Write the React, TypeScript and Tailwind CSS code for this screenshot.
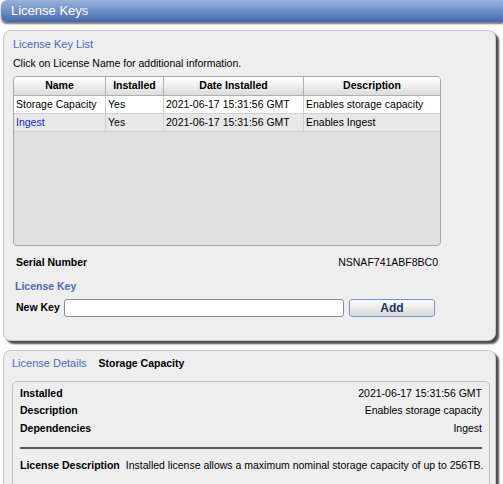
import React from "react";

const F = { fontFamily: '"Liberation Sans", Arial, sans-serif' };

export default function App() {
  return (
    <div className="w-[503px] h-[484px] overflow-hidden bg-white text-[10.5px] text-black" style={F}>
      {/* header bar */}
      <div className="ml-[1px] h-[22px] rounded-l-[6px] bg-gradient-to-b from-[#9bb3dc] via-[#6f8fc8] to-[#4469ae] shadow-[0_2px_2px_rgba(0,0,0,0.55)] flex items-center pl-[10px] text-white text-[13px]">
        License Keys
      </div>

      {/* Panel 1 */}
      <div className="mt-[8px] ml-[3px] w-[493px] h-[311px] rounded-[8px] border border-[#c8c8c8] bg-[#eeeeee] shadow-[3px_3px_2px_rgba(0,0,0,0.7)] px-[9px] pt-[6px] flex flex-col">
        <div className="text-[#5566b0] text-[11px] leading-[14px]">License Key List</div>
        <div className="mt-[5px] leading-[14px]">Click on License Name for additional information.</div>
        <div className="mt-[6px] w-[428px] h-[170px] rounded-[4px] border border-[#a8a8a8] bg-[#e0e0e0] overflow-hidden">
          <div className="flex h-[19px] bg-gradient-to-b from-white to-[#dcdcdc] border-b border-[#b0b0b0] font-bold">
            <div className="w-[92px] border-r border-[#b0b0b0] flex items-center justify-center">Name</div>
            <div className="w-[58px] border-r border-[#b0b0b0] flex items-center justify-center">Installed</div>
            <div className="w-[140px] border-r border-[#b0b0b0] flex items-center justify-center">Date Installed</div>
            <div className="flex-1 flex items-center justify-center">Description</div>
          </div>
          <div className="flex h-[18px] bg-white border-b border-[#d0d0d0] items-center">
            <div className="w-[92px] pl-[2px] border-r border-[#d0d0d0] h-full flex items-center">Storage Capacity</div>
            <div className="w-[58px] pl-[2px] border-r border-[#d0d0d0] h-full flex items-center">Yes</div>
            <div className="w-[140px] pl-[2px] border-r border-[#d0d0d0] h-full flex items-center">2021-06-17 15:31:56 GMT</div>
            <div className="flex-1 pl-[2px] h-full flex items-center">Enables storage capacity</div>
          </div>
          <div className="flex h-[18px] bg-[#e8e8e8] border-b border-[#d0d0d0] items-center">
            <div className="w-[92px] pl-[2px] border-r border-[#d0d0d0] h-full flex items-center text-[#2222dd]">Ingest</div>
            <div className="w-[58px] pl-[2px] border-r border-[#d0d0d0] h-full flex items-center">Yes</div>
            <div className="w-[140px] pl-[2px] border-r border-[#d0d0d0] h-full flex items-center">2021-06-17 15:31:56 GMT</div>
            <div className="flex-1 pl-[2px] h-full flex items-center">Enables Ingest</div>
          </div>
        </div>
        <div className="mt-[9px] w-[428px] flex justify-between px-[3px] leading-[14px]">
          <span className="font-bold">Serial Number</span>
          <span>NSNAF741ABF8BC0</span>
        </div>
        <div className="mt-[10px] pl-[2px] text-[#5566b0] font-bold leading-[14px]">License Key</div>
        <div className="mt-[6px] flex items-center pl-[3px]">
          <span className="font-bold w-[48px]">New Key</span>
          <div className="w-[280px] h-[18px] rounded-[3px] border border-[#8a8a8a] bg-white"></div>
          <div className="ml-[5px] w-[86px] h-[18px] rounded-[3px] border border-[#7e97c0] bg-gradient-to-b from-white to-[#d8d8d8] flex items-center justify-center font-bold text-[12px] text-[#223366]">Add</div>
        </div>
      </div>

      {/* Panel 2 */}
      <div className="mt-[9px] ml-[3px] w-[493px] h-[160px] rounded-[8px] border border-[#c8c8c8] bg-[#eeeeee] shadow-[3px_3px_2px_rgba(0,0,0,0.7)] px-[8px] pt-[5px]">
        <div className="flex leading-[14px]">
          <span className="text-[#5566b0] text-[11px]">License Details</span>
          <span className="ml-[12px] font-bold">Storage Capacity</span>
        </div>
        <div className="mt-[11px] w-[478px] h-[120px] rounded-[5px] border border-[#c0c0c0] px-[7px] pt-[3px]">
          <div className="flex justify-between h-[17.5px] items-center"><span className="font-bold">Installed</span><span>2021-06-17 15:31:56 GMT</span></div>
          <div className="flex justify-between h-[17.5px] items-center"><span className="font-bold">Description</span><span>Enables storage capacity</span></div>
          <div className="flex justify-between h-[17.5px] items-center"><span className="font-bold">Dependencies</span><span>Ingest</span></div>
          <div className="mt-[9px] border-t-2 border-[#555]"></div>
          <div className="mt-[9px] flex items-center leading-[14px] whitespace-nowrap">
            <span className="font-bold">License Description</span>
            <span className="ml-[6px]">Installed license allows a maximum nominal storage capacity of up to 256TB.</span>
          </div>
        </div>
      </div>
    </div>
  );
}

Task to complete -
Every line above should be repeated exactly; pictures stay out of the copy.

Answer to the task -
Write the React, TypeScript and Tailwind CSS code for this screenshot.
import React from "react";

const F = { fontFamily: '"Liberation Sans", Arial, sans-serif' };

export default function App() {
  return (
    <div className="w-[503px] h-[484px] overflow-hidden bg-white text-[10.5px] text-black" style={F}>
      {/* header bar */}
      <div className="ml-[1px] h-[22px] rounded-l-[6px] bg-gradient-to-b from-[#9bb3dc] via-[#6f8fc8] to-[#4469ae] shadow-[0_2px_2px_rgba(0,0,0,0.55)] flex items-center pl-[10px] text-white text-[13px]">
        License Keys
      </div>

      {/* Panel 1 */}
      <div className="mt-[8px] ml-[3px] w-[493px] h-[311px] rounded-[8px] border border-[#c8c8c8] bg-[#eeeeee] shadow-[3px_3px_2px_rgba(0,0,0,0.7)] px-[9px] pt-[6px] flex flex-col">
        <div className="text-[#5566b0] text-[11px] leading-[14px]">License Key List</div>
        <div className="mt-[5px] leading-[14px]">Click on License Name for additional information.</div>
        <div className="mt-[6px] w-[428px] h-[170px] rounded-[4px] border border-[#a8a8a8] bg-[#e0e0e0] overflow-hidden">
          <div className="flex h-[19px] bg-gradient-to-b from-white to-[#dcdcdc] border-b border-[#b0b0b0] font-bold">
            <div className="w-[92px] border-r border-[#b0b0b0] flex items-center justify-center">Name</div>
            <div className="w-[58px] border-r border-[#b0b0b0] flex items-center justify-center">Installed</div>
            <div className="w-[140px] border-r border-[#b0b0b0] flex items-center justify-center">Date Installed</div>
            <div className="flex-1 flex items-center justify-center">Description</div>
          </div>
          <div className="flex h-[18px] bg-white border-b border-[#d0d0d0] items-center">
            <div className="w-[92px] pl-[2px] border-r border-[#d0d0d0] h-full flex items-center">Storage Capacity</div>
            <div className="w-[58px] pl-[2px] border-r border-[#d0d0d0] h-full flex items-center">Yes</div>
            <div className="w-[140px] pl-[2px] border-r border-[#d0d0d0] h-full flex items-center">2021-06-17 15:31:56 GMT</div>
            <div className="flex-1 pl-[2px] h-full flex items-center">Enables storage capacity</div>
          </div>
          <div className="flex h-[18px] bg-[#e8e8e8] border-b border-[#d0d0d0] items-center">
            <div className="w-[92px] pl-[2px] border-r border-[#d0d0d0] h-full flex items-center text-[#2222dd]">Ingest</div>
            <div className="w-[58px] pl-[2px] border-r border-[#d0d0d0] h-full flex items-center">Yes</div>
            <div className="w-[140px] pl-[2px] border-r border-[#d0d0d0] h-full flex items-center">2021-06-17 15:31:56 GMT</div>
            <div className="flex-1 pl-[2px] h-full flex items-center">Enables Ingest</div>
          </div>
        </div>
        <div className="mt-[9px] w-[428px] flex justify-between px-[3px] leading-[14px]">
          <span className="font-bold">Serial Number</span>
          <span>NSNAF741ABF8BC0</span>
        </div>
        <div className="mt-[10px] pl-[2px] text-[#5566b0] font-bold leading-[14px]">License Key</div>
        <div className="mt-[6px] flex items-center pl-[3px]">
          <span className="font-bold w-[48px]">New Key</span>
          <div className="w-[280px] h-[18px] rounded-[3px] border border-[#8a8a8a] bg-white"></div>
          <div className="ml-[5px] w-[86px] h-[18px] rounded-[3px] border border-[#7e97c0] bg-gradient-to-b from-white to-[#d8d8d8] flex items-center justify-center font-bold text-[12px] text-[#223366]">Add</div>
        </div>
      </div>

      {/* Panel 2 */}
      <div className="mt-[9px] ml-[3px] w-[493px] h-[160px] rounded-[8px] border border-[#c8c8c8] bg-[#eeeeee] shadow-[3px_3px_2px_rgba(0,0,0,0.7)] px-[8px] pt-[5px]">
        <div className="flex leading-[14px]">
          <span className="text-[#5566b0] text-[11px]">License Details</span>
          <span className="ml-[12px] font-bold">Storage Capacity</span>
        </div>
        <div className="mt-[11px] w-[478px] h-[120px] rounded-[5px] border border-[#c0c0c0] px-[7px] pt-[3px]">
          <div className="flex justify-between h-[17.5px] items-center"><span className="font-bold">Installed</span><span>2021-06-17 15:31:56 GMT</span></div>
          <div className="flex justify-between h-[17.5px] items-center"><span className="font-bold">Description</span><span>Enables storage capacity</span></div>
          <div className="flex justify-between h-[17.5px] items-center"><span className="font-bold">Dependencies</span><span>Ingest</span></div>
          <div className="mt-[9px] border-t-2 border-[#555]"></div>
          <div className="mt-[9px] flex items-center leading-[14px] whitespace-nowrap">
            <span className="font-bold">License Description</span>
            <span className="ml-[6px]">Installed license allows a maximum nominal storage capacity of up to 256TB.</span>
          </div>
        </div>
      </div>
    </div>
  );
}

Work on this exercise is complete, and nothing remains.